I’m in Portland, Oregon at the O’Reilly Open Source Convention. Jamie, Colin, and Toby are (or will be) here as well and are presenting on Thursday:
Machine Learning for Knowledge Extraction from Wikipedia & Other Semantically Weak Sources
Wikipedia contains a wealth of collective knowledge but due to its semi-structured design and idiosyncratic markup mining this resource is a formidable challenge. This session will examine techniques for mining semantically weak data sources for explicit facts.
The session will utilize WEX and preprocessed normalization of Wikipedia designed to make this corpus easily accessible to developers interested in machine learning, natural language processing, or knowledge extraction. The process through which WEX is prepared, as a guide to creating mineable structures from semi-structured data, will be discussed followed by approaches to machine extraction on structures of mixed data quality.

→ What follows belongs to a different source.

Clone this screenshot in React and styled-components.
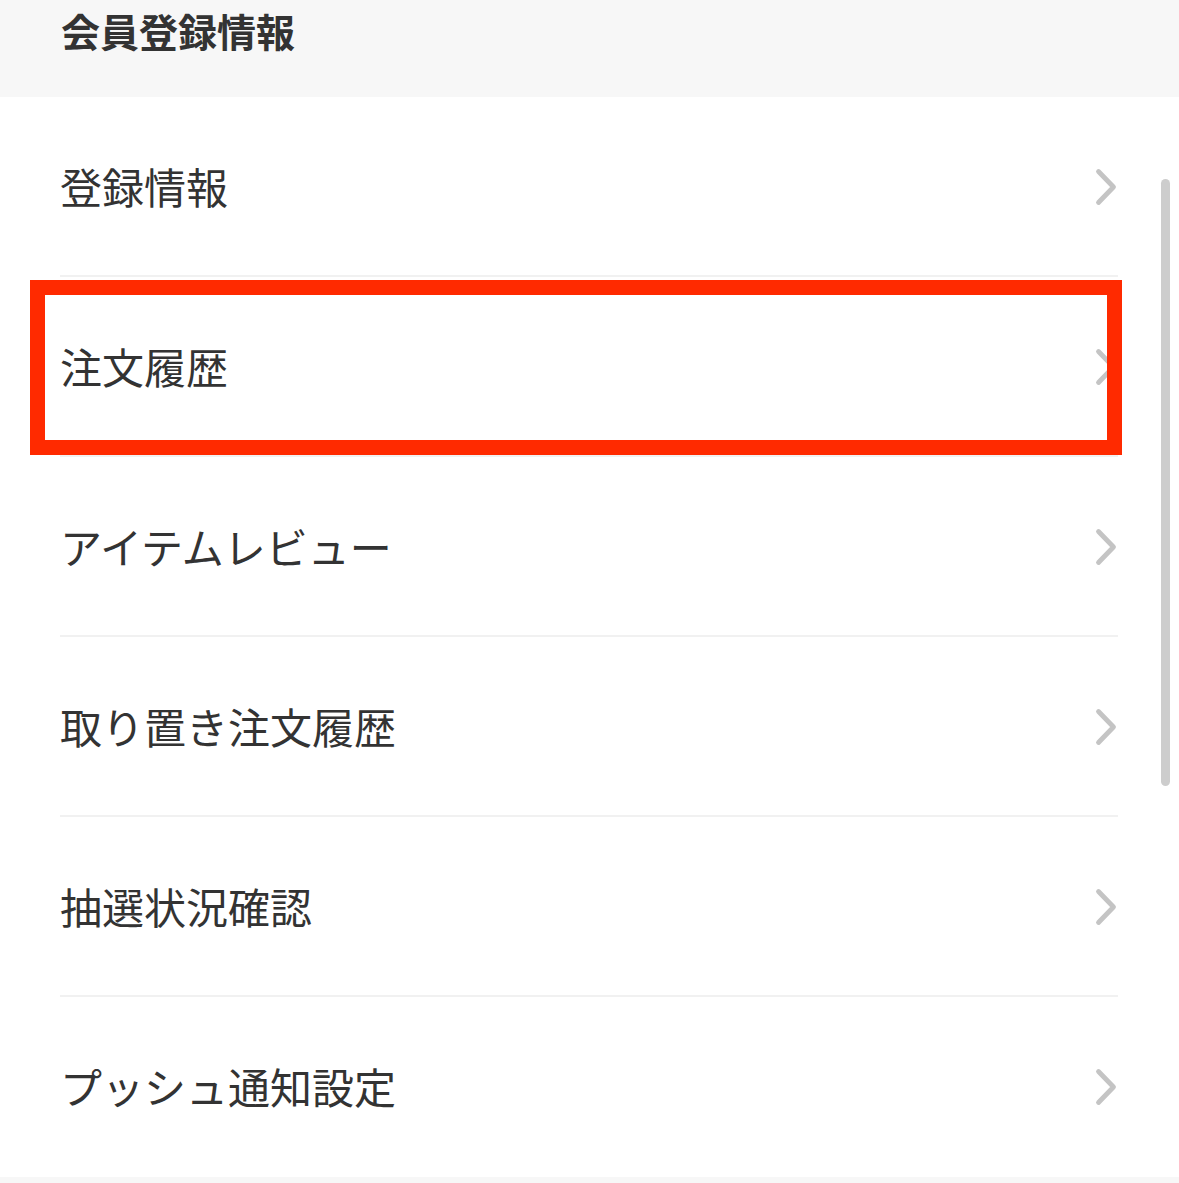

The session is targeted at intermediate developers with an interest in machine learning or knowledge extraction (though no experience is assumed with either).
The demonstrations leverage the power of Postgres 8.3’s XPath capability to simplify the programming model and present examples in Python, but the data and principles are compatible with any modern data infrastructure.
My presentation’s tomorrow, in a tutorial about People for Geeks which is completely non-Freebase related, but if you see me round, please stop and say hi! I might be wearing a Freebase tshirt, but if not, my hair’s purple and kind of hard to miss. I’d love to meet and chat to anyone who’s using Freebase and swap notes.